* _The exercise_:
Lines containing the word "index" are the ones to copy from the records below.

═══ Material supplied ═══

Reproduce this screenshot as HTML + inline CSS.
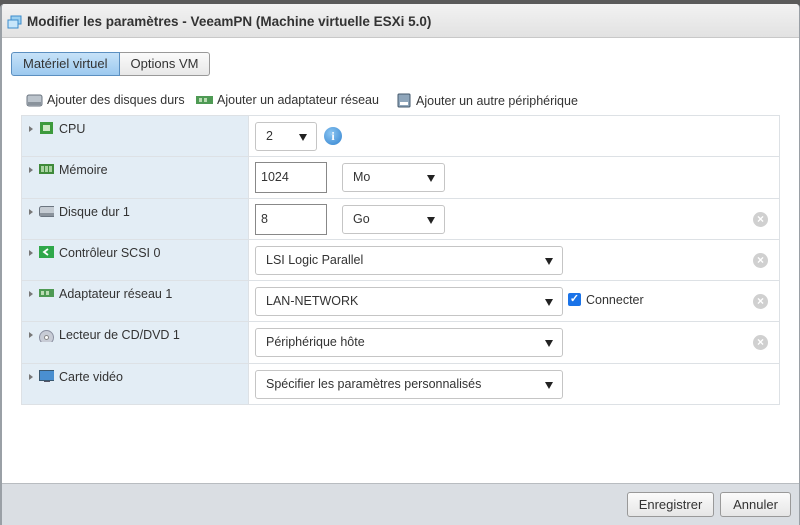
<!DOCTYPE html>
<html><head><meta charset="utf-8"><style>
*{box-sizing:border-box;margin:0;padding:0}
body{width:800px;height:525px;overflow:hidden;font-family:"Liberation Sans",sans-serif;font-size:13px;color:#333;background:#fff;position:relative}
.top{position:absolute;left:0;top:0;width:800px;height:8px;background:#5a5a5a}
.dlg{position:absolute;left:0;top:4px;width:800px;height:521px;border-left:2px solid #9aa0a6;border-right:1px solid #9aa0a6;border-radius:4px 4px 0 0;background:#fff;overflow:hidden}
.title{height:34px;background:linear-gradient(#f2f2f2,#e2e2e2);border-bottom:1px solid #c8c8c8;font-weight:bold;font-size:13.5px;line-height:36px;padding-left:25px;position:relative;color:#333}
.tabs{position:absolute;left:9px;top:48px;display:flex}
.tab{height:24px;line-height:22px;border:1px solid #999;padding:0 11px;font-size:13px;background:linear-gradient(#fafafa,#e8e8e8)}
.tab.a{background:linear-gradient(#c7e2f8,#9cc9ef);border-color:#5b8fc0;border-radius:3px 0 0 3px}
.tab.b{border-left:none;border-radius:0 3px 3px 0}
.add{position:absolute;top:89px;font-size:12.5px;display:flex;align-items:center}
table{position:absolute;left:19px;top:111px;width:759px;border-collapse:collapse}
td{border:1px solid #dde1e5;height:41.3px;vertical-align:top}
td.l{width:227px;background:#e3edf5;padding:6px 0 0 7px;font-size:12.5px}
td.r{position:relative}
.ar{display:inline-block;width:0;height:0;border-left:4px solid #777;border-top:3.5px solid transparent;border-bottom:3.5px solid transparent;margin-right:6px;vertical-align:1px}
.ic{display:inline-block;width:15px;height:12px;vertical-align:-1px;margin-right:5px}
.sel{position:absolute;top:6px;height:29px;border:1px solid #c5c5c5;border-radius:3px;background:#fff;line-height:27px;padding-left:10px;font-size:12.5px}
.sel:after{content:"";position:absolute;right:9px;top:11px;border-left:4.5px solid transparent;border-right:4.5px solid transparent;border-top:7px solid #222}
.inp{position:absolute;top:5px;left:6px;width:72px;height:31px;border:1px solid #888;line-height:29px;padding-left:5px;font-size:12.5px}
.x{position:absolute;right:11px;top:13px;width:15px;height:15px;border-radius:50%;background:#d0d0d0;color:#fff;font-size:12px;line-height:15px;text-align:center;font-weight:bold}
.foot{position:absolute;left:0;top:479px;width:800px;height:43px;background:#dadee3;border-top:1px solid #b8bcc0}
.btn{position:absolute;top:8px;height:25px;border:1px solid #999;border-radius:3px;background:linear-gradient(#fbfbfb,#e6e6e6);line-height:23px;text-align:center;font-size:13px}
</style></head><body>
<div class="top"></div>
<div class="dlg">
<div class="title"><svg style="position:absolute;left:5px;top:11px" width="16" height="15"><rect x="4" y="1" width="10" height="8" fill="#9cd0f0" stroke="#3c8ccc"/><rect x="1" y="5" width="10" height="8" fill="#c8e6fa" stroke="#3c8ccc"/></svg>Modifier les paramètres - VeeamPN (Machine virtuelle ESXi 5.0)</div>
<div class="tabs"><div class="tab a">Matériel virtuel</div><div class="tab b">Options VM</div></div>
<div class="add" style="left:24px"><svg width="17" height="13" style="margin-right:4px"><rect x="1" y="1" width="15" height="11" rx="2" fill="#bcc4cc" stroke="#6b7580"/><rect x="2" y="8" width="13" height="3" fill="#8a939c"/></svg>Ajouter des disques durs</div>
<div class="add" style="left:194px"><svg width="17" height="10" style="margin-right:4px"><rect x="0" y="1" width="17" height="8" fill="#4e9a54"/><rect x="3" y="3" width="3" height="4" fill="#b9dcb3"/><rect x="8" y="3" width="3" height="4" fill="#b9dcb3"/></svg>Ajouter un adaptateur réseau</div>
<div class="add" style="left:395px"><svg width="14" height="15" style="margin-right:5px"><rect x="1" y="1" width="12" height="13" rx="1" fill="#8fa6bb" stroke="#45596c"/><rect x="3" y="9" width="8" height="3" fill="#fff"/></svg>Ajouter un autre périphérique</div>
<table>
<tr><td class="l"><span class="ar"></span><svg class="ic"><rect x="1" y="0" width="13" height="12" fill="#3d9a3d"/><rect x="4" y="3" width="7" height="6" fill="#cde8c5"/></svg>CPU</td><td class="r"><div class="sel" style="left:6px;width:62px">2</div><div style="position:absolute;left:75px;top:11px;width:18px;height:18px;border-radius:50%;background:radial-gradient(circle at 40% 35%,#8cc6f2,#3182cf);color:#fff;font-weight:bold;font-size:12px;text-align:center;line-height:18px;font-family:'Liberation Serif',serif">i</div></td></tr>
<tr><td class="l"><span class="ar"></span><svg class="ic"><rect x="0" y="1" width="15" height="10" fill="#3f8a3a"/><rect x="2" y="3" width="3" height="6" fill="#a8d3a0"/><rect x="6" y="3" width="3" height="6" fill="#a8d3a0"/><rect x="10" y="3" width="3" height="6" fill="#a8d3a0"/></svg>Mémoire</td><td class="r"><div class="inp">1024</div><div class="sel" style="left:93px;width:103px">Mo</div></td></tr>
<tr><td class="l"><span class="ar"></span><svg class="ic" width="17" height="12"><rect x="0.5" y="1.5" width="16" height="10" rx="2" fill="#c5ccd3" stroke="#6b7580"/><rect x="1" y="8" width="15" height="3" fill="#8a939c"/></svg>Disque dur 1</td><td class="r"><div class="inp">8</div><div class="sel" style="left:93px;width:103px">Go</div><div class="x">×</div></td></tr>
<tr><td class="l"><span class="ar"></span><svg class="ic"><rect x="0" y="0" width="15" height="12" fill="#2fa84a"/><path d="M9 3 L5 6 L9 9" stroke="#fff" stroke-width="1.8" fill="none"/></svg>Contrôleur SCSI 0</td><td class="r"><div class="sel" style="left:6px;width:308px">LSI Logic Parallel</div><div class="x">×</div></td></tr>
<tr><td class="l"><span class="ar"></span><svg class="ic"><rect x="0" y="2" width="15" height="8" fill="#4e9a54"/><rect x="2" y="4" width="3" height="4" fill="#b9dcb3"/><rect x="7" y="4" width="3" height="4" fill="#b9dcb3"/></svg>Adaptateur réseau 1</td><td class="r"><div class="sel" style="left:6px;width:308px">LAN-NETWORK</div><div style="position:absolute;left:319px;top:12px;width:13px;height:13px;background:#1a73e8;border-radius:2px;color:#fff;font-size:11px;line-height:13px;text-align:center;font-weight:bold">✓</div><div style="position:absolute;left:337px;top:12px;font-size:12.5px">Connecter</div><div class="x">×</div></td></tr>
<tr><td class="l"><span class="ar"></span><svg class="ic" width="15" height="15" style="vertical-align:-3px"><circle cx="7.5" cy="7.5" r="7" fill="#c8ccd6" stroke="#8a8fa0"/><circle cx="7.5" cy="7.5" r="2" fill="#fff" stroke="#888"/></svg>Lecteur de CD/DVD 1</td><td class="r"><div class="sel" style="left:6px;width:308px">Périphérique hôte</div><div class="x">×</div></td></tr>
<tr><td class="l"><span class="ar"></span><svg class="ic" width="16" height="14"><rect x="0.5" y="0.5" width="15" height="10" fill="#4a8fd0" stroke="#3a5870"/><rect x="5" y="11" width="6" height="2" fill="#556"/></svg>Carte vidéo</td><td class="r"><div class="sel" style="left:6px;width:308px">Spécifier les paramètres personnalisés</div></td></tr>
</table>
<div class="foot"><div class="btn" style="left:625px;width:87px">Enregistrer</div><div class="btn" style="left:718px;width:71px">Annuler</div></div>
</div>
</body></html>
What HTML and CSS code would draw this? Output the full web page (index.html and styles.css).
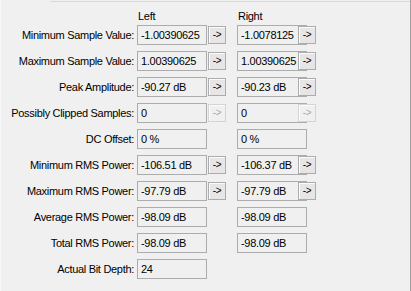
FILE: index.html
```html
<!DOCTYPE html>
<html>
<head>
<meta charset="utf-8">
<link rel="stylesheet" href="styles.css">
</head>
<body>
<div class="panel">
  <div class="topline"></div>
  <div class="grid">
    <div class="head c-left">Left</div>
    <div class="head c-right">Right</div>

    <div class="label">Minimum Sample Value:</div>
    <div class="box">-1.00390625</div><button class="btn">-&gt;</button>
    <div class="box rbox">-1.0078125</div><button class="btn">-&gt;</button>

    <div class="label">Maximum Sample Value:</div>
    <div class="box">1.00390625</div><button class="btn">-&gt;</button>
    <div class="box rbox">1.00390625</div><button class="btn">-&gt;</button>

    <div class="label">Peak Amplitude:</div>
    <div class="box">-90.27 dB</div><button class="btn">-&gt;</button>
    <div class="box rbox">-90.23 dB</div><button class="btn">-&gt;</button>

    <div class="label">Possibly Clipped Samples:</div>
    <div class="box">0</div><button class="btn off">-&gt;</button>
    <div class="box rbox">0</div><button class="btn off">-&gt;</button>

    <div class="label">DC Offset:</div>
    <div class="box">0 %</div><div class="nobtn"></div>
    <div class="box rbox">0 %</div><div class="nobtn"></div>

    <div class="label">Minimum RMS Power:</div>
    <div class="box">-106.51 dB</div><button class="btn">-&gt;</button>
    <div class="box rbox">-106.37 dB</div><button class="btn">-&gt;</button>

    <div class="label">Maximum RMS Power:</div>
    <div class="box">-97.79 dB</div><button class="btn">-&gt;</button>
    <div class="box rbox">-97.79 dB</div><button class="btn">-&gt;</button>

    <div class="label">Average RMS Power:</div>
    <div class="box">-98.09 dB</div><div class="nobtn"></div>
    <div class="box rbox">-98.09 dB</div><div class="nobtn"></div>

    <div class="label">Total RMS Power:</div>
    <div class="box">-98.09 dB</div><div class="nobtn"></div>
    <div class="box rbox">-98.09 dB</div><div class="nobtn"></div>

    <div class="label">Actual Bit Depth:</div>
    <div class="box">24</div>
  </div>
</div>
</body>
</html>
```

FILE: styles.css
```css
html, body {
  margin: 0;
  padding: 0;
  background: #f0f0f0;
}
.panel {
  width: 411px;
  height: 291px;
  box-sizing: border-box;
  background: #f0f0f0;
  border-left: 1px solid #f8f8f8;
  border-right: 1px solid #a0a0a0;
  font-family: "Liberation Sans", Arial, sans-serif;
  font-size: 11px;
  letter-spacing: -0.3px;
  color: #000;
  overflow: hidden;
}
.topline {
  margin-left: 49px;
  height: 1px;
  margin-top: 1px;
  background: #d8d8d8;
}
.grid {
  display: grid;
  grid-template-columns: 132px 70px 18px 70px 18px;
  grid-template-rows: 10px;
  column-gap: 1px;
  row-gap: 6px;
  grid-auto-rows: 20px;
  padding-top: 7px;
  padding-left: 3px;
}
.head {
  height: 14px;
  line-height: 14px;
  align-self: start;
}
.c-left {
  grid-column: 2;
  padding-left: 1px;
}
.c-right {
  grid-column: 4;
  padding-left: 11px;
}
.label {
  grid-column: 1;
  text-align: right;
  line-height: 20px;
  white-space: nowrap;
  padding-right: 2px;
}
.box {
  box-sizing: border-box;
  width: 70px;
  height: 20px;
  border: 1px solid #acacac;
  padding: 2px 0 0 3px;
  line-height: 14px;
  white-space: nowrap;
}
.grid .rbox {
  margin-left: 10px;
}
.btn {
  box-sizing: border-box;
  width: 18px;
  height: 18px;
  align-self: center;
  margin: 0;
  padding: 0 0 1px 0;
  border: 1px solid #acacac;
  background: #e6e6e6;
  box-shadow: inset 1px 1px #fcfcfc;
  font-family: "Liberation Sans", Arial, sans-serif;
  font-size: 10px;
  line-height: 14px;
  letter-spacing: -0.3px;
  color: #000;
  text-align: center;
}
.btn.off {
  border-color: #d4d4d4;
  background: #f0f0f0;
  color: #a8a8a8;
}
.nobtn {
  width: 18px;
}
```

═══

* _Result for this exercise_:
What HTML and CSS code would draw this? Output the full web page (index.html and styles.css).
FILE: index.html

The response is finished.